LoZio · 14 March 2018 16:06

@nktl I also thought about this, but we have about 500 servers and dozens of apps behind the firewall, I just can’t change some parameters and hope everything still works ok. This setup is the results of years of fine tuning between load balancers, servers, timeouts, …

nktl · 14 March 2018 16:52

Assuming we are talking about any half-decent firewall, you can decrease session timeout for SNMP traffic only, it won’t affect anything else.

The default session timeout for SNMP/UDP should be around 30s-60s anyway, possibly someone was playing with this option at some point and increased it excessively - resulting with session bloat you are witnessing now.

Would be good to confirm existing configuration at least.
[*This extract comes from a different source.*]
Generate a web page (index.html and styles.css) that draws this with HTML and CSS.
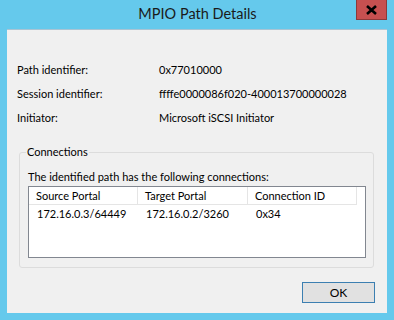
FILE: index.html
```html
<!DOCTYPE html>
<html lang="en">

<head>
  <meta charset="UTF-8">
  <title>MPIO Path Details</title>
  <link rel="stylesheet" href="styles.css">
</head>

<body>
  <div class="window">
    <div class="titlebar">
      <span class="title">MPIO Path Details</span>
      <span class="close-btn">
        <svg width="13" height="10" viewBox="0 0 13 10">
          <path d="M2 1 L11 9 M11 1 L2 9" stroke="#000" stroke-width="2.6" />
        </svg>
      </span>
    </div>

    <div class="client">
      <div class="fields">
        <div class="field">
          <span class="label">Path identifier:</span>
          <span class="value">0x77010000</span>
        </div>
        <div class="field">
          <span class="label">Session identifier:</span>
          <span class="value">ffffe0000086f020-400013700000028</span>
        </div>
        <div class="field">
          <span class="label">Initiator:</span>
          <span class="value">Microsoft iSCSI Initiator</span>
        </div>
      </div>

      <!-- Grupo de conexiones -->
      <fieldset class="group">
        <legend>Connections</legend>
        <p class="intro">The identified path has the following connections:</p>
        <div class="listview">
          <div class="lv-row lv-header">
            <span class="col">Source Portal</span>
            <span class="col">Target Portal</span>
            <span class="col">Connection ID</span>
          </div>
          <div class="lv-row">
            <span class="col">172.16.0.3/64449</span>
            <span class="col">172.16.0.2/3260</span>
            <span class="col">0x34</span>
          </div>
        </div>
      </fieldset>

      <div class="buttons">
        <button class="btn">OK</button>
      </div>
    </div>
  </div>
</body>

</html>
```

FILE: styles.css
```css
body {
  margin: 0;
  font-family: "Segoe UI", Lato, "Liberation Sans", sans-serif;
  font-size: 11px;
  color: #000;
  background: #65c9ec;
}

.window {
  width: 394px;
  height: 320px;
  background: #65c9ec;
  position: relative;
  overflow: hidden;
}

.titlebar {
  height: 29px;
  display: flex;
  justify-content: center;
  align-items: flex-start;
}

.title {
  font-size: 14.5px;
  color: #1a1a1a;
  margin-top: 5px;
  margin-left: 1px;
}

.close-btn {
  position: absolute;
  top: 0;
  right: 7px;
  width: 31px;
  height: 20px;
  background: #c75050;
  border: 1px solid #8c3a3a;
  border-top: none;
  box-sizing: border-box;
  display: flex;
  align-items: center;
  justify-content: center;
}

.client {
  margin: 0 7px;
  height: 284px;
  background: #f0f0f0;
  border-top: 1px solid #a9c4d4;
  box-sizing: border-box;
  display: flex;
  flex-direction: column;
}

.fields {
  padding: 28px 0 0 10px;
}

.field {
  display: flex;
  height: 24px;
  line-height: 24px;
}

.label {
  width: 142px;
}

.group {
  margin: 14px 13px 0 12px;
  padding: 0 7px 9px 8px;
  border: 1px solid #dcdcdc;
  border-radius: 3px;
}

.group legend {
  padding: 0 1px;
  margin-left: -2px;
  line-height: 16px;
}

.intro {
  margin: 9px 0 0 0;
  line-height: 16px;
}

.listview {
  margin-top: 1px;
  height: 70px;
  border: 1px solid #828790;
  background: #fff;
}

.lv-row {
  display: flex;
  height: 17px;
  line-height: 17px;
}

.lv-header {
  height: 18px;
}

.lv-header .col {
  border-right: 1px solid #e5e5e5;
  border-bottom: 1px solid #e5e5e5;
}

.col {
  width: 109px;
  padding-left: 7px;
  box-sizing: border-box;
}

.lv-row .col:nth-child(2) {
  width: 110px;
}

.lv-row:not(.lv-header) .col {
  padding-left: 8px;
}

.buttons {
  display: flex;
  justify-content: flex-end;
  padding: 14px 12px 0 0;
}

.btn {
  width: 73px;
  height: 21px;
  font-family: inherit;
  font-size: 12px;
  background: #e1e1e1;
  border: 1px solid #3c7fb1;
  padding: 0;
  color: #000;
}
```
LoZio · 15 March 2018 08:08

The thing I think is strange is that we have several systems that monitor our network, some polling the same devices and a lot more others than LibreNMS. We have Cacti, Nagios, Zabbix, CA Spectrum and probably others I don’t remember right now and just to limit the world to SNMP. I disabled each of these systems one by one to see the difference in sessions on the firewall and the biggest difference was with CA Spectrum at about 200 sessions. LibreNMS itself weighs in with over 20000 (actually the last disable-it test cut 25k sessions in some minutes). So I’m going to ask FW guys some advice, but their response is easy to guess and for a good reason. It takes minutes for sessions to drop if I disable the LibreNMS poller.